▶ Source material
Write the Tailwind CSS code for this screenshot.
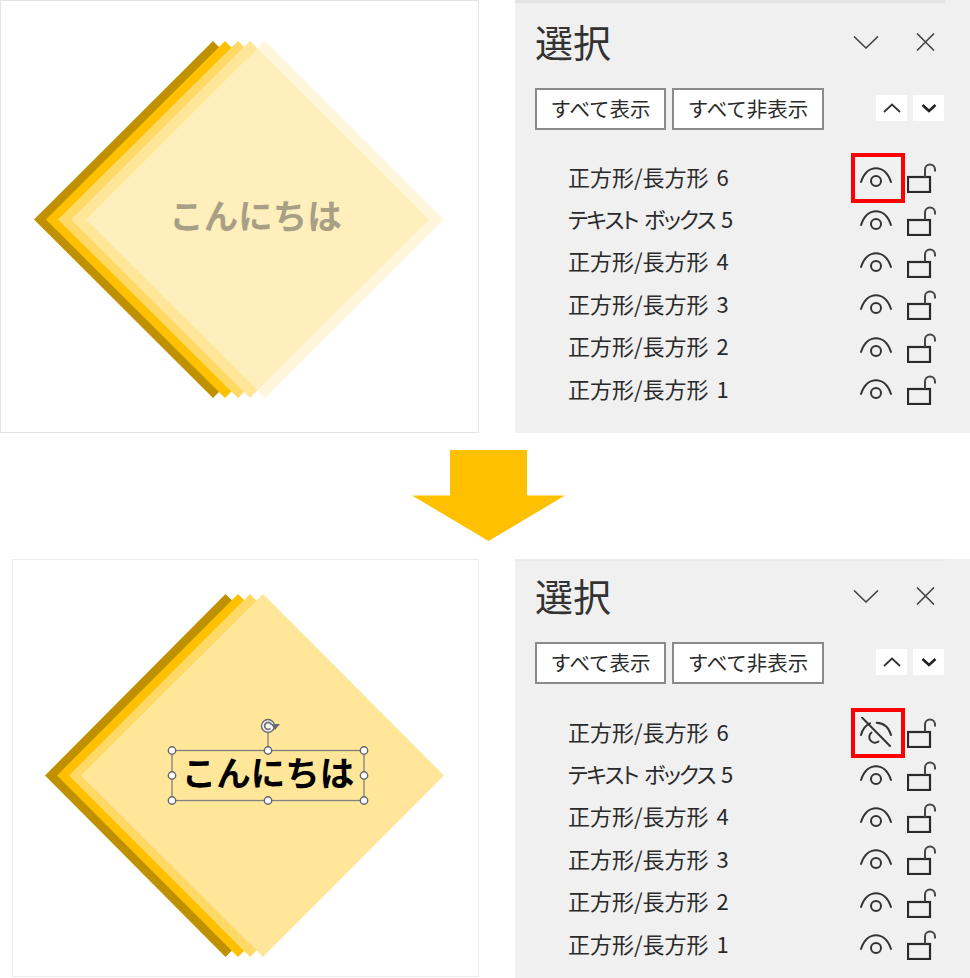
<!DOCTYPE html>
<html>
<head>
    <title>選択</title>
    <script src="https://cdn.jsdelivr.net/npm/@tailwindcss/browser@4"></script>
</head>
<body class="bg-white font-['Noto_Sans_CJK_JP','Noto_Sans',sans-serif]">
<svg class="absolute w-0 h-0">
    <symbol id="eye" viewBox="0 0 32 32">
        <g fill="none" stroke="#333" stroke-width="2" stroke-linecap="round">
            <path d="M1 20 C7 1.5 25 1.5 31 20"/>
            <circle cx="16" cy="19" r="5"/>
        </g>
    </symbol>
    <symbol id="eye-off" viewBox="0 0 32 32">
        <g fill="none" stroke="#333" stroke-width="2" stroke-linecap="round">
            <path d="M2 0.5 L30 29"/>
            <path d="M1 18 C2.5 12 6 8 10 6.3"/>
            <path d="M16.7 5.7 C24 6 29 11 31 18"/>
            <path d="M11.5 15.5 A5.5 5.5 0 0 0 18.5 24.5"/>
        </g>
    </symbol>
    <symbol id="lock" viewBox="0 0 30 30">
        <g fill="none" stroke="#2a2a2a" stroke-width="2.2">
            <rect x="1" y="14" width="22" height="15"/>
            <path d="M18 14 V6.5 A5 5 0 0 1 28 6.5 V8.5" stroke-width="2" stroke="#444"/>
        </g>
    </symbol>
</svg>

<div class="w-[970px] h-[978px] flex flex-col overflow-hidden">

    <!-- before -->
    <div class="flex h-[433px] shrink-0">
        <svg class="w-[479px] h-[433px] shrink-0" viewBox="0 0 479 433">
            <rect x="0.5" y="0.5" width="478" height="432" fill="#fff" stroke="#e4e4e4"/>
            <polygon points="213,41 391,219.5 213,398 34,219.5" fill="#bf9000"/>
            <polygon points="225,41 403,219.5 225,398 46,219.5" fill="#ffc000"/>
            <polygon points="238,41 416,219.5 238,398 58,219.5" fill="#ffd966"/>
            <polygon points="250,41 429,219.5 250,398 71,219.5" fill="#ffe699"/>
            <polygon points="265,41 444,219.5 265,398 86,219.5" fill="#fff2cc" fill-opacity="0.7"/>
            <text x="255.5" y="229" text-anchor="middle" font-size="34.5" font-weight="700" fill="#a8a085" font-family="'Noto Sans CJK JP',sans-serif">こんにちは</text>
        </svg>
        <div class="ml-[36px] w-[455px] bg-[#f0f0f0] relative">
            <div class="absolute left-0 top-0 w-[430px] h-[3px] bg-[#e4e4e4]"></div>
            <div class="flex items-start h-[88px] pl-[20px] pr-[35px]">
                <div class="mt-[22px] text-[38px] leading-none text-[#333]">選択</div>
                <svg class="ml-auto mt-[36px] w-[26px] h-[13px]" viewBox="0 0 26 13" fill="none" stroke="#444" stroke-width="1.6"><path d="M1 0.5 L13 12 L25 0.5"/></svg>
                <svg class="ml-[37px] mt-[33px] w-[19px] h-[18px]" viewBox="0 0 19 18" fill="none" stroke="#444" stroke-width="1.6"><path d="M1 0.5 L18 17.5 M18 0.5 L1 17.5"/></svg>
            </div>
            <div class="flex items-center pl-[20px] h-[42px]">
                <div class="w-[131px] h-[42px] pb-[2px] bg-white border-2 border-[#8a8a8a] flex items-center justify-center text-[20.5px] text-[#2a2a2a]">すべて表示</div>
                <div class="ml-[6px] w-[152px] h-[42px] pb-[2px] bg-white border-2 border-[#8a8a8a] flex items-center justify-center text-[20.5px] text-[#2a2a2a]">すべて非表示</div>
                <div class="ml-[52px] mb-[2px] w-[31px] h-[26px] bg-white flex items-center justify-center">
                    <svg class="w-[18px] h-[10px]" viewBox="0 0 18 10" fill="none" stroke="#333" stroke-width="1.8"><path d="M1 9 L9 1.5 L17 9"/></svg>
                </div>
                <div class="ml-[6px] mb-[2px] w-[31px] h-[26px] bg-white flex items-center justify-center">
                    <svg class="w-[16px] h-[9px]" viewBox="0 0 16 9" fill="none" stroke="#222" stroke-width="2.6"><path d="M1.5 1 L8 7 L14.5 1"/></svg>
                </div>
            </div>
            <div class="mt-[27px] flex flex-col">
                <div class="relative flex items-center h-[42.4px] pl-[53px] pr-[33px]">
                    <span class="mb-[4px] text-[22px] [word-spacing:3px] text-[#2a2a2a]">正方形/長方形 6</span>
                    <svg class="ml-auto w-[32px] h-[32px]"><use href="#eye"/></svg>
                    <svg class="ml-[15px] w-[30px] h-[30px]"><use href="#lock"/></svg>
                    <div class="absolute left-[336px] top-[-4px] w-[54px] h-[50px] border-[4px] border-[#ff0000]"></div>
                </div>
                <div class="flex items-center h-[42.4px] pl-[53px] pr-[33px]">
                    <span class="mb-[4px] text-[22px] [font-feature-settings:'palt'] [word-spacing:3px] tracking-[-1.7px] text-[#2a2a2a]">テキスト ボックス 5</span>
                    <svg class="ml-auto w-[32px] h-[32px]"><use href="#eye"/></svg>
                    <svg class="ml-[15px] w-[30px] h-[30px]"><use href="#lock"/></svg>
                </div>
                <div class="flex items-center h-[42.4px] pl-[53px] pr-[33px]">
                    <span class="mb-[4px] text-[22px] [word-spacing:3px] text-[#2a2a2a]">正方形/長方形 4</span>
                    <svg class="ml-auto w-[32px] h-[32px]"><use href="#eye"/></svg>
                    <svg class="ml-[15px] w-[30px] h-[30px]"><use href="#lock"/></svg>
                </div>
                <div class="flex items-center h-[42.4px] pl-[53px] pr-[33px]">
                    <span class="mb-[4px] text-[22px] [word-spacing:3px] text-[#2a2a2a]">正方形/長方形 3</span>
                    <svg class="ml-auto w-[32px] h-[32px]"><use href="#eye"/></svg>
                    <svg class="ml-[15px] w-[30px] h-[30px]"><use href="#lock"/></svg>
                </div>
                <div class="flex items-center h-[42.4px] pl-[53px] pr-[33px]">
                    <span class="mb-[4px] text-[22px] [word-spacing:3px] text-[#2a2a2a]">正方形/長方形 2</span>
                    <svg class="ml-auto w-[32px] h-[32px]"><use href="#eye"/></svg>
                    <svg class="ml-[15px] w-[30px] h-[30px]"><use href="#lock"/></svg>
                </div>
                <div class="flex items-center h-[42.4px] pl-[53px] pr-[33px]">
                    <span class="mb-[4px] text-[22px] [word-spacing:3px] text-[#2a2a2a]">正方形/長方形 1</span>
                    <svg class="ml-auto w-[32px] h-[32px]"><use href="#eye"/></svg>
                    <svg class="ml-[15px] w-[30px] h-[30px]"><use href="#lock"/></svg>
                </div>
            </div>
        </div>
    </div>

    <!-- arrow -->
    <svg class="w-[970px] h-[126px] shrink-0" viewBox="0 433 970 126">
        <polygon points="450,450 527,450 527,495.5 565,495.5 488.5,541 412,495.5 450,495.5" fill="#ffc000"/>
    </svg>

    <!-- after -->
    <div class="flex h-[419px] shrink-0">
        <svg class="ml-[12px] w-[467px] h-[419px] shrink-0" viewBox="12 559 467 419">
            <rect x="12.5" y="559.5" width="466" height="417" fill="#fff" stroke="#ececec"/>
            <polygon points="225.5,594 407,775.5 225.5,957 45,775.5" fill="#bf9000"/>
            <polygon points="238,594 419,775.5 238,957 57,775.5" fill="#ffc000"/>
            <polygon points="250,594 431,775.5 250,957 69,775.5" fill="#ffd966"/>
            <polygon points="263,594 444,775.5 263,957 81,775.5" fill="#ffe699"/>
            <g fill="none" stroke="#808080" stroke-width="1.3">
                <rect x="172" y="750.5" width="192" height="50"/>
                <path d="M268 733 V750"/>
            </g>
            <g fill="#fff" stroke="#5f6470" stroke-width="1.4">
                <circle cx="172" cy="750.5" r="3.7"/>
                <circle cx="268" cy="750.5" r="3.7"/>
                <circle cx="364" cy="750.5" r="3.7"/>
                <circle cx="172" cy="775.5" r="3.7"/>
                <circle cx="364" cy="775.5" r="3.7"/>
                <circle cx="172" cy="800.5" r="3.7"/>
                <circle cx="268" cy="800.5" r="3.7"/>
                <circle cx="364" cy="800.5" r="3.7"/>
            </g>
            <g fill="none">
                <circle cx="268" cy="726" r="6.5" fill="#f6f6f6" stroke="#6a6a70" stroke-width="1.4"/>
                <path d="M270.5 728.5 A3.5 3.5 0 1 1 271.5 725" stroke="#6a6a70" stroke-width="1.6"/>
                <polygon points="271,724 280,724 275,730" fill="#6a6a70"/>
            </g>
            <text x="268" y="786" text-anchor="middle" font-size="34.5" font-weight="700" fill="#000" font-family="'Noto Sans CJK JP',sans-serif">こんにちは</text>
        </svg>
        <div class="ml-[36px] w-[455px] bg-[#f0f0f0] relative">
            <div class="absolute left-0 top-0 w-[430px] h-[2px] bg-[#ebebeb]"></div>
            <div class="flex items-start h-[83px] pl-[20px] pr-[35px]">
                <div class="mt-[17px] text-[38px] leading-none text-[#333]">選択</div>
                <svg class="ml-auto mt-[31px] w-[26px] h-[13px]" viewBox="0 0 26 13" fill="none" stroke="#444" stroke-width="1.6"><path d="M1 0.5 L13 12 L25 0.5"/></svg>
                <svg class="ml-[37px] mt-[28px] w-[19px] h-[18px]" viewBox="0 0 19 18" fill="none" stroke="#444" stroke-width="1.6"><path d="M1 0.5 L18 17.5 M18 0.5 L1 17.5"/></svg>
            </div>
            <div class="flex items-center pl-[20px] h-[42px]">
                <div class="w-[131px] h-[42px] pb-[2px] bg-white border-2 border-[#8a8a8a] flex items-center justify-center text-[20.5px] text-[#2a2a2a]">すべて表示</div>
                <div class="ml-[6px] w-[152px] h-[42px] pb-[2px] bg-white border-2 border-[#8a8a8a] flex items-center justify-center text-[20.5px] text-[#2a2a2a]">すべて非表示</div>
                <div class="ml-[52px] mb-[2px] w-[31px] h-[26px] bg-white flex items-center justify-center">
                    <svg class="w-[18px] h-[10px]" viewBox="0 0 18 10" fill="none" stroke="#333" stroke-width="1.8"><path d="M1 9 L9 1.5 L17 9"/></svg>
                </div>
                <div class="ml-[6px] mb-[2px] w-[31px] h-[26px] bg-white flex items-center justify-center">
                    <svg class="w-[16px] h-[9px]" viewBox="0 0 16 9" fill="none" stroke="#222" stroke-width="2.6"><path d="M1.5 1 L8 7 L14.5 1"/></svg>
                </div>
            </div>
            <div class="mt-[28px] flex flex-col">
                <div class="relative flex items-center h-[42.4px] pl-[53px] pr-[33px]">
                    <span class="mb-[4px] text-[22px] [word-spacing:3px] text-[#2a2a2a]">正方形/長方形 6</span>
                    <svg class="ml-auto w-[32px] h-[32px]"><use href="#eye-off"/></svg>
                    <svg class="ml-[15px] w-[30px] h-[30px]"><use href="#lock"/></svg>
                    <div class="absolute left-[336px] top-[-4px] w-[54px] h-[50px] border-[4px] border-[#ff0000]"></div>
                </div>
                <div class="flex items-center h-[42.4px] pl-[53px] pr-[33px]">
                    <span class="mb-[4px] text-[22px] [font-feature-settings:'palt'] [word-spacing:3px] tracking-[-1.7px] text-[#2a2a2a]">テキスト ボックス 5</span>
                    <svg class="ml-auto w-[32px] h-[32px]"><use href="#eye"/></svg>
                    <svg class="ml-[15px] w-[30px] h-[30px]"><use href="#lock"/></svg>
                </div>
                <div class="flex items-center h-[42.4px] pl-[53px] pr-[33px]">
                    <span class="mb-[4px] text-[22px] [word-spacing:3px] text-[#2a2a2a]">正方形/長方形 4</span>
                    <svg class="ml-auto w-[32px] h-[32px]"><use href="#eye"/></svg>
                    <svg class="ml-[15px] w-[30px] h-[30px]"><use href="#lock"/></svg>
                </div>
                <div class="flex items-center h-[42.4px] pl-[53px] pr-[33px]">
                    <span class="mb-[4px] text-[22px] [word-spacing:3px] text-[#2a2a2a]">正方形/長方形 3</span>
                    <svg class="ml-auto w-[32px] h-[32px]"><use href="#eye"/></svg>
                    <svg class="ml-[15px] w-[30px] h-[30px]"><use href="#lock"/></svg>
                </div>
                <div class="flex items-center h-[42.4px] pl-[53px] pr-[33px]">
                    <span class="mb-[4px] text-[22px] [word-spacing:3px] text-[#2a2a2a]">正方形/長方形 2</span>
                    <svg class="ml-auto w-[32px] h-[32px]"><use href="#eye"/></svg>
                    <svg class="ml-[15px] w-[30px] h-[30px]"><use href="#lock"/></svg>
                </div>
                <div class="flex items-center h-[42.4px] pl-[53px] pr-[33px]">
                    <span class="mb-[4px] text-[22px] [word-spacing:3px] text-[#2a2a2a]">正方形/長方形 1</span>
                    <svg class="ml-auto w-[32px] h-[32px]"><use href="#eye"/></svg>
                    <svg class="ml-[15px] w-[30px] h-[30px]"><use href="#lock"/></svg>
                </div>
            </div>
        </div>
    </div>
</div>
</body>
</html>
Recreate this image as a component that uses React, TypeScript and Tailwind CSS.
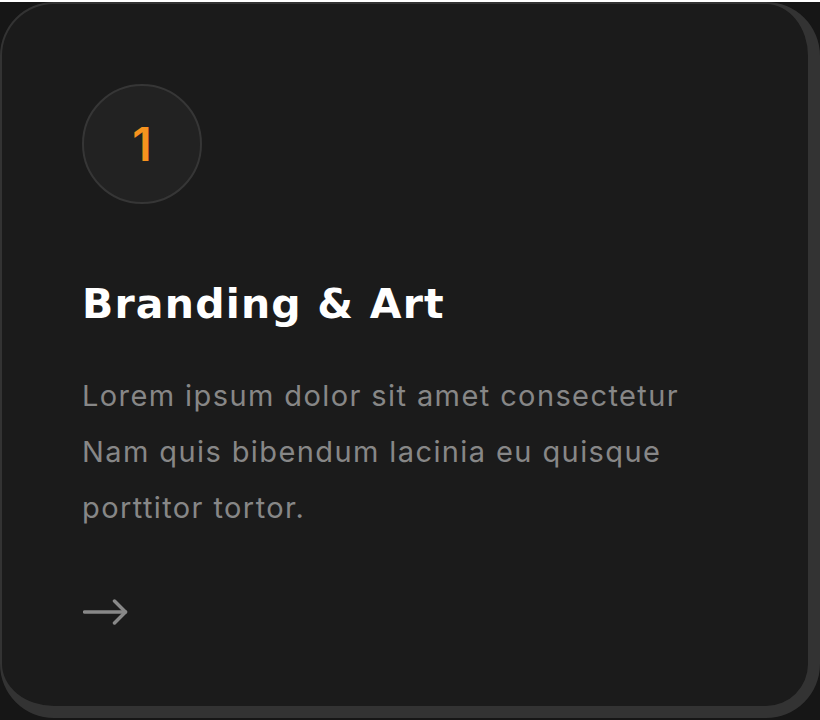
export default function App() {
  return (
    <div className="h-[720px] w-[820px] bg-[#161616] font-['Inter',sans-serif]">
      <div className="mt-[2px] h-[716px] w-[820px] rounded-[54px] border-t-2 border-l-2 border-r-[12px] border-b-[12px] border-[#333333] bg-[#1b1b1b] px-[80px] pt-[80px]">
        <div className="flex h-[120px] w-[120px] items-center justify-center rounded-full border-2 border-[#363636] bg-[#222222]">
          <span className="text-[46px] leading-none font-semibold text-[#f7931e]">1</span>
        </div>
        <h2 className="mt-[74px] font-['DejaVu_Sans',sans-serif] text-[41px] leading-[52px] font-bold tracking-[1.2px] text-white">
          Branding &amp; Art
        </h2>
        <p className="mt-[38px] text-[29px] leading-[56px] tracking-[1.4px] text-[#878787]">
          Lorem ipsum dolor sit amet consectetur
          <br />
          Nam quis bibendum lacinia eu quisque
          <br />
          porttitor tortor.
        </p>
        <svg className="mt-[63px] ml-[1px]" width="46" height="26" viewBox="0 0 46 26" fill="none" stroke="#888888" strokeWidth="3.5" strokeLinecap="round" strokeLinejoin="round">
          <path d="M1.5 13H42.5" />
          <path d="M31.5 2L42.5 13L31.5 24" />
        </svg>
      </div>
    </div>
  )
}
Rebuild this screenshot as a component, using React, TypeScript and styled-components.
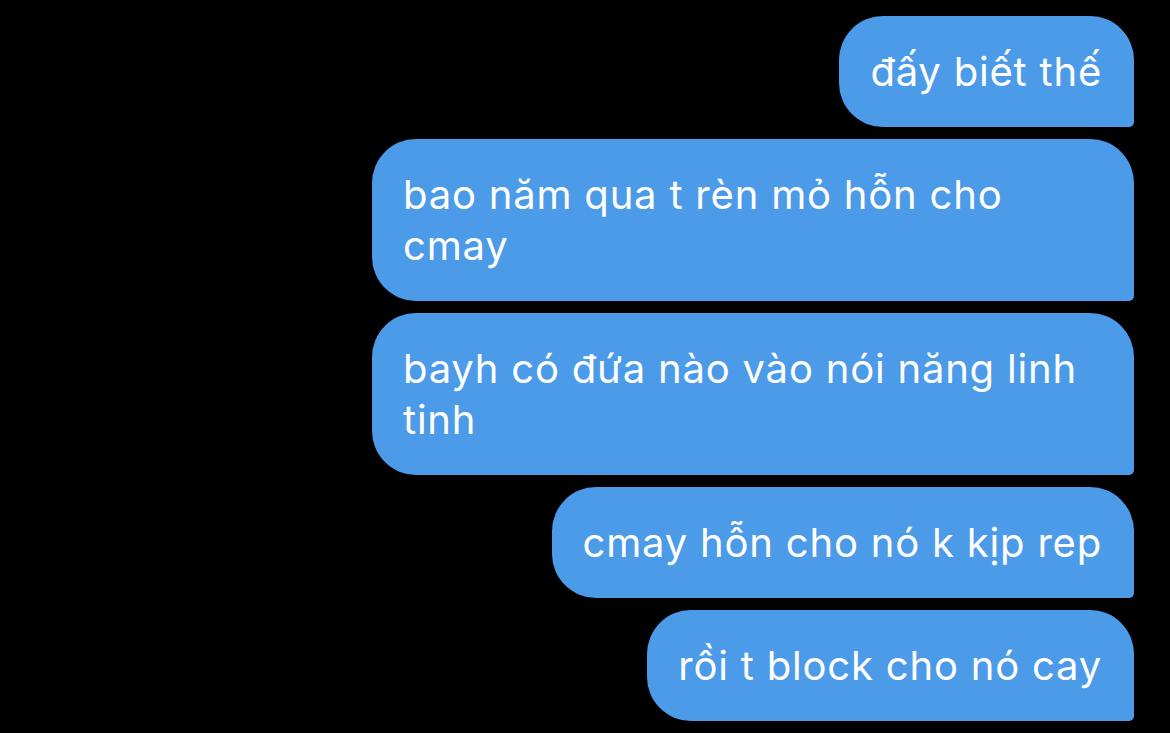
import React from "react";
import styled, { createGlobalStyle } from "styled-components";

const Global = createGlobalStyle`
  html, body { margin: 0; padding: 0; background: #000; }
  body { font-family: Inter, "Noto Sans", sans-serif; }
`;

const Thread = styled.div`
  width: 1170px;
  height: 733px;
  background: #000;
  box-sizing: border-box;
  padding: 16px 36px 0 0;
  display: flex;
  flex-direction: column;
  align-items: flex-end;
  gap: 12px;
  overflow: hidden;
`;

const Bubble = styled.div`
  box-sizing: border-box;
  max-width: 762px;
  background: #4c9be8;
  color: #fff;
  font-size: 40px;
  line-height: 51px;
  font-weight: 400;
  letter-spacing: 0.8px;
  padding: 30px 32px 30px 31px;
  border-radius: 44px 44px 5px 44px;
`;

const messages = [
  "đấy biết thế",
  "bao năm qua t rèn mỏ hỗn cho cmay",
  "bayh có đứa nào vào nói năng linh tinh",
  "cmay hỗn cho nó k kịp rep",
  "rồi t block cho nó cay",
];

export default function App() {
  return (
    <>
      <Global />
      <Thread>
        {messages.map((m, i) => (
          <Bubble key={i}>{m}</Bubble>
        ))}
      </Thread>
    </>
  );
}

▶ What to produce
Each line of the material above either contains the word "screenshot" or does not; state how many do, and nothing else.

▶ Task solution
2